L’intervento di mons. Fisichella è stato preceduto da un’introduzione di fr. Francesco Dileo, rettore del Santuario di san Pio da Pietrelcina, e dai saluti di fr. Maurizio Placentino, ministro provinciale della Provincia religiosa di Sant’Angelo e Padre Pio, del sindaco della città Michele Crisetti e di padre Franco Moscone, arcivescovo di Manfredonia – Vieste – San Giovanni Rotondo.
«L’arte, in tutte le sue manifestazioni, permette di dare voce all’esperienza della bellezza come forma originaria dell’animo umano e come principio di trasformazione della stessa esistenza personale. La bellezza svela l’uomo all’uomo e gli rende nota nello stesso tempo l’enigmaticità e la grandezza del suo essere nel mondo», ha spiegato l’Arcivescovo pro prefetto della Santa Sede, che poi ha aggiunto: «Ritengo, in questo contesto, che la via della bellezza possa essere una strada da percorrere per restituire speranza ai tanti che ancora sentono il desiderio, la nostalgia e l’esigenza della fede». Quindi mons. Fisichella ha posto due domande: «Dinanzi all’ubriacatura generalizzata del mondo contemporaneo, possiamo pensare che la “bellezza” potrà salvare la Chiesa e restituire forza speculativa alla teologia? Alla stessa stregua potremmo domandarci: il mondo e la Chiesa saranno in grado di salvare la bellezza?». Due domande a cui è difficile dare una risposta, visto che «quanto si sta verificando sotto i nostri occhi, soprattutto nelle metropoli, sembra essere piuttosto il degrado, conseguente alla debolezza del pensiero, che rende opaca la bellezza ereditata, impedendo di produrre nuova bellezza. Una simile situazione porta solo decadimento della cultura e della vita sociale e personale». Da questa analisi, scaturisce la necessità di ricordare ai credenti «la responsabilità di essere annunciatori della bellezza, e fare della bellezza lo strumento del loro annuncio di Cristo al mondo di oggi».

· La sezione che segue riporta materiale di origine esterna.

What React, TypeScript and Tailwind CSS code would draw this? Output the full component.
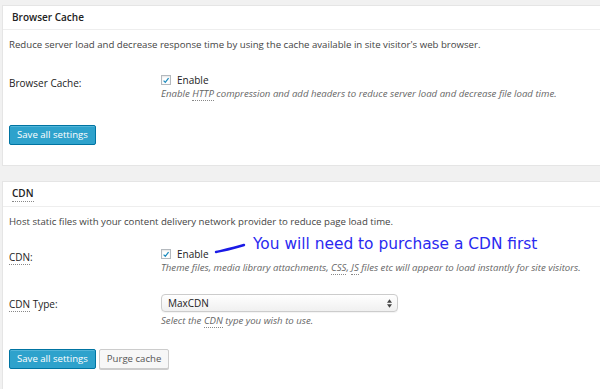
import React from "react";

const Abbr = ({ children }: { children: React.ReactNode }) => (
  <span className="border-b border-dotted border-[#888]">{children}</span>
);

const Check = () => (
  <span className="inline-flex h-[10px] w-[10px] items-center justify-center border border-[#b4b9be] bg-white shadow-[inset_0_1px_2px_rgba(0,0,0,0.1)]">
    <svg viewBox="0 0 10 10" className="h-[9px] w-[9px]">
      <path d="M2 5.2 L4.1 7.3 L8.2 2" fill="none" stroke="#1e8cbe" strokeWidth="1.6" />
    </svg>
  </span>
);

const Button = ({ primary, children }: { primary?: boolean; children: React.ReactNode }) =>
  primary ? (
    <button className="h-[20px] rounded-[2px] border border-[#0074a2] bg-[#2ea2cc] px-[7px] text-[9.6px] font-normal text-white shadow-[inset_0_1px_0_rgba(120,200,230,0.5)]">
      {children}
    </button>
  ) : (
    <button className="h-[20px] rounded-[2px] border border-[#ccc] bg-[#f7f7f7] px-[7px] text-[9.6px] text-[#555] shadow-[0_1px_0_#ccc]">
      {children}
    </button>
  );

const Row = ({ label, children, className = "" }: { label: React.ReactNode; children: React.ReactNode; className?: string }) => (
  <div className={`flex ${className}`}>
    <div className="w-[152px] shrink-0 text-[10px] leading-[14px] text-[#222]">{label}</div>
    <div className="flex-1">{children}</div>
  </div>
);

const Hint = ({ children }: { children: React.ReactNode }) => (
  <div className="text-[9.65px] leading-[13px] italic text-[#666]">{children}</div>
);

const Enable = () => (
  <div className="flex h-[14px] items-center gap-[6px] text-[10px] leading-[14px] text-[#222]">
    <Check />
    <span>Enable</span>
  </div>
);

export default function App() {
  return (
    <div className="h-[389px] w-[600px] overflow-hidden bg-[#f1f1f1] pt-[5px] pl-[2px] font-['Open_Sans',sans-serif] text-[#444]">
      {/* Browser Cache */}
      <div className="border-t border-l border-b border-[#e5e5e5] bg-white">
        <div className="flex h-[24px] items-center border-b border-[#eee] pl-[9px] text-[10px] font-semibold text-[#222]">
          Browser Cache
        </div>
        <div className="px-[6px]">
          <p className="pt-[8px] text-[9.65px] leading-[14px] text-[#444]">
            Reduce server load and decrease response time by using the cache available in site visitor's web browser.
          </p>
          <Row label={<span className="relative top-[3px]">Browser Cache:</span>} className="mt-[21px] items-start">
            <Enable />
            <Hint>
              Enable <Abbr>HTTP</Abbr> compression and add headers to reduce server load and decrease file load time.
            </Hint>
          </Row>
          <div className="pt-[20px] pb-[20px]">
            <Button primary>Save all settings</Button>
          </div>
        </div>
      </div>

      <div className="h-[15px]" />

      {/* CDN */}
      <div className="relative border-t border-l border-[#e5e5e5] bg-white pb-[40px]">
        <div className="flex h-[25px] items-center border-b border-[#eee] pl-[9px] text-[10px] font-semibold text-[#222]">
          <Abbr>CDN</Abbr>
        </div>
        <div className="px-[6px]">
          <p className="pt-[8px] text-[9.65px] leading-[14px] text-[#444]">
            Host static files with your content delivery network provider to reduce page load time.
          </p>
          <Row label={<span className="relative top-[3px]"><Abbr>CDN</Abbr>:</span>} className="mt-[18px]">
            <Enable />
            <Hint>
              Theme files, media library attachments, <Abbr>CSS</Abbr>, <Abbr>JS</Abbr> files etc will appear to load instantly for site visitors.
            </Hint>
          </Row>
          <Row label={<span className="relative top-[3px]"><Abbr>CDN</Abbr> Type:</span>} className="mt-[20px]">
            <div className="flex h-[18px] w-[237px] items-center justify-between rounded-[4px] border border-[#ccc] bg-gradient-to-b from-white to-[#f0f0f0] pl-[6px] pr-[5px] text-[10px] text-[#222] shadow-[0_1px_1px_rgba(0,0,0,0.05)]">
              <span>MaxCDN</span>
              <svg viewBox="0 0 6 10" className="h-[9px] w-[5px]">
                <path d="M0 4 L3 0 L6 4 Z M0 6 L3 10 L6 6 Z" fill="#444" />
              </svg>
            </div>
            <div className="mt-[2px]">
              <Hint>
                Select the <Abbr>CDN</Abbr> type you wish to use.
              </Hint>
            </div>
          </Row>
          <div className="flex gap-[3px] pt-[22px]">
            <Button primary>Save all settings</Button>
            <Button>Purge cache</Button>
          </div>
        </div>

        {/* annotation */}
        <svg className="absolute left-[210px] top-[59px] h-[14px] w-[34px]" viewBox="0 0 34 14">
          <path d="M3 11 C12 9 22 7 31 4" fill="none" stroke="#1a1ae6" strokeWidth="2.4" strokeLinecap="round" />
        </svg>
        <div className="absolute left-[250px] top-[52px] font-['DejaVu_Sans',sans-serif] text-[15.4px] leading-[20px] text-[#2a2af0]">
          You will need to purchase a CDN first
        </div>
      </div>
    </div>
  );
}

Alla prima relazione è seguita quella di padre Luciano Lotti, segretario generale dei Gruppi di preghiera di Padre Pio, che ha raccontato le tre più importanti conversioni ottenute dal mistico Frate tra i tanti personaggi dello spettacolo che sono giunti a San Giovanni Rotondo per incontrarlo: Carlo Campanini, Erminio Macario e Beniamino Gigli. Il primo, dopo aver cambiato vita, ha trascorso gli ultimi anni della sua esistenza testimoniando le meraviglie operate dal Signore attraverso il suo Padre spirituale, con conferenze e interviste. Inoltre, ha chiesto e ottenuto di essere seppellito nel cimitero della città garganica per restare per sempre vicino al Cappuccino che lo ha aiutato a lasciare la strada del peccato. Macario, venuto per chiedere l’intercessione di Padre Pio per risollevare le sorti di uno spettacolo che non andava bene, ricevette una risposta strana: «Dio ti premierà due volte». In effetti, ottenne due grazie dal Signore: il ritorno del successo e la dichiarazione di nullità del suo matrimonio, che gli permise di sposare la donna che amava e con cui condivise il resto della sua vita. Gigli, dopo essere stato scosso da parole forti del Frate carismatico, che giocò con il suo nome per fargli capire che la sua vita non rispecchiava la purezza del candido fiore, tornò alla fedeltà coniugale e divenne frequentatore abituale di San Giovanni Rotondo, allietando spesso Padre Pio con la sua voce da tenore. Padre Luciano ha, quindi, spiegato che il suo santo Confratello tollerava di avere accanto anche persone con una moralità discutibile, per poter seminare nei loro cuori il germe della fede, aspettando con pazienza il momento della conversione, che è sempre un dono di Dio.

Quasi in continuità con il racconto di queste esperienze, durante l’omelia della Messa, da lui presieduta subito dopo nel santuario di Santa Maria delle Grazie, mons. Fisichella ha preso spunto dal Vangelo del giorno per affermare: «La cosa più importante davanti a Dio non è la Legge, ma ogni singola persona. L’uomo che ha sbagliato, che sta sbagliando, è un uomo che ha bisogno di Dio, che può riprendersi, che può rialzarsi. C’è uno sguardo particolare, singolare di Dio su ognuno di noi. Uno sguardo del suo amore e della sua misericordia».

gli arcivescovi Franco Moscone e l’emerito di Lecce Domenico D’Ambrosio
L’iniziativa si è conclusa con un momento di preghiera, presieduto da fr. Luciano e svoltosi nella chiesa inferiore di San Pio da Pietrelcina, che custodisce l’insigne reliquia del corpo del Santo, durante il quale alcuni frati si sono resi disponibili per le confessioni e per incontri personali, in un’atmosfera di commosso raccoglimento.